Real-world case: Both systems replicate ordered records, but Kafka's storage model is built around retained logs and consumer offsets rather than broker-side consumption state.

Connection 2: Kafka Log-Structured Storage <-> Replication and ISR

The parallel: Once the partition log and segment lifecycle are clear, the next question is how Kafka keeps those logs durable and available across brokers.

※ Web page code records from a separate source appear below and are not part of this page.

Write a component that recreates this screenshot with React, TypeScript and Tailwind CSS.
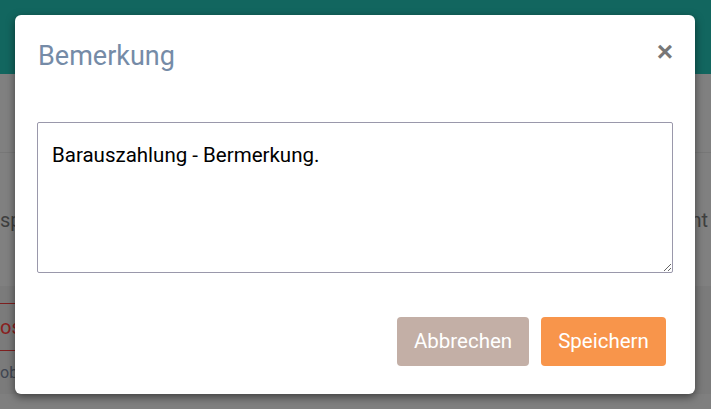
import React from "react";

export default function App() {
  return (
    <div className="relative w-[711px] h-[409px] overflow-hidden bg-[#808080]" style={{ fontFamily: "Roboto, 'Liberation Sans', sans-serif" }}>
      {/* background page under overlay */}
      <div className="flex flex-col h-full">
        <div className="h-[74px] bg-[#12665f]" />
        <div className="h-[79px] border-b border-[#777]" />
        <div className="h-[133px] flex items-center justify-between text-[20px] text-[#3f3f3f]">
          <span className="pl-[0px]">sp</span>
          <span className="pr-[3px]">nt</span>
        </div>
        <div className="flex-1 bg-[#7b7b7b] flex flex-col">
          <div className="h-[17px]" />
          <div className="w-[300px] h-[48px] border-y border-[#7e2020] flex items-center text-[20px] text-[#8a2020]">os</div>
          <div className="h-[43px] flex items-center text-[16px] text-[#404652]">ob</div>
          <div className="flex-1 bg-[#7f7f7f]" />
        </div>
      </div>

      {/* modal */}
      <div className="absolute left-[15px] top-[15px] w-[680px] h-[379px] bg-white rounded-[6px] shadow-[0_3px_9px_rgba(0,0,0,0.5)] flex flex-col">
        <div className="flex items-start justify-between pl-[23px] pr-[22px] h-[80px]">
          <h4 className="mt-[28px] text-[27px] text-[#758ba7] leading-none">Bemerkung</h4>
          <span className="mt-[23px] text-[28px] font-bold text-[#777] leading-none" style={{ fontFamily: "Arial, 'Liberation Sans', sans-serif" }}>×</span>
        </div>
        <div className="px-[22px] pt-[27px]">
          <textarea
            className="block w-[636px] h-[151px] border border-[#9a98ab] rounded-[2px] px-[14px] pt-[17px] text-[20.5px] text-black outline-none"
            defaultValue="Barauszahlung - Bermerkung."
            style={{ fontFamily: "Roboto, 'Liberation Sans', sans-serif" }}
          />
        </div>
        <div className="flex justify-end gap-[12px] pr-[29px] pt-[44px]">
          <button className="w-[132px] h-[49px] rounded-[4px] bg-[#c3afa6] text-white text-[20.5px]">Abbrechen</button>
          <button className="w-[125px] h-[49px] rounded-[4px] bg-[#f8954b] text-white text-[20.5px]">Speichern</button>
        </div>
      </div>
    </div>
  );
}
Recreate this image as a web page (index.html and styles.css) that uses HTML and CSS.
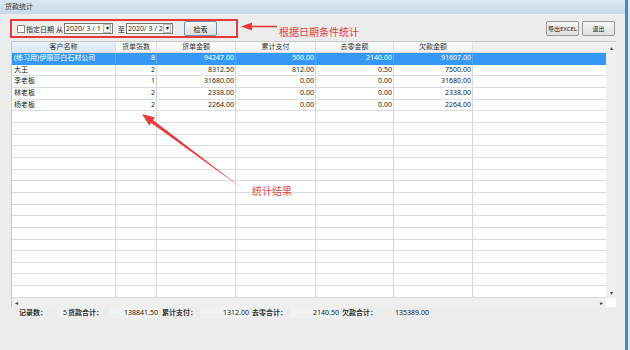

Real-world case: Replication, ISR, and leader election only make sense once you understand what exactly is being replicated: ordered partition logs and their progress.

Resources

Optional Deepening Resources

• [DOCS] Apache Kafka Documentation: Topic-Level Configs
  • Link: https://kafka.apache.org/28/configuration/topic-level-configs/
  • Focus: Use it to connect retention, segment sizing, compaction, and cleanup settings to the lifecycle of partition logs.
• [DOCS] Apache Kafka Documentation
  • Link: https://kafka.apache.org/documentation/
  • Focus: Read it as the main reference for Kafka's log, topic, and consumer model from the project's own documentation.
• [ARTICLE] Jay Kreps: The Log
  • Link: https://engineering.linkedin.com/distributed-systems/log-what-every-software-engineer-should-know-about-real-time-datas-unifying
  • Focus: Use it to internalize why logs are such a powerful abstraction for integration, replay, and system design.
• [DOCS] Confluent Documentation: Kafka Design
  • Link: https://docs.confluent.io/platform/current/kafka/design.html
  • Focus: Treat it as a practical explanation of Kafka's log-oriented architecture and why sequential I/O and retention shape the system.

Key Insights

1. Kafka is a log first, not a queue first - Its storage model is built around durable ordered append and independent consumer offsets.
2. Segments make large logs manageable - Rolling, retention, deletion, and compaction all depend on segment lifecycle.
3. Retention is part of semantics - It defines how much replay and recovery history your consumers can rely on, not just how much disk you save.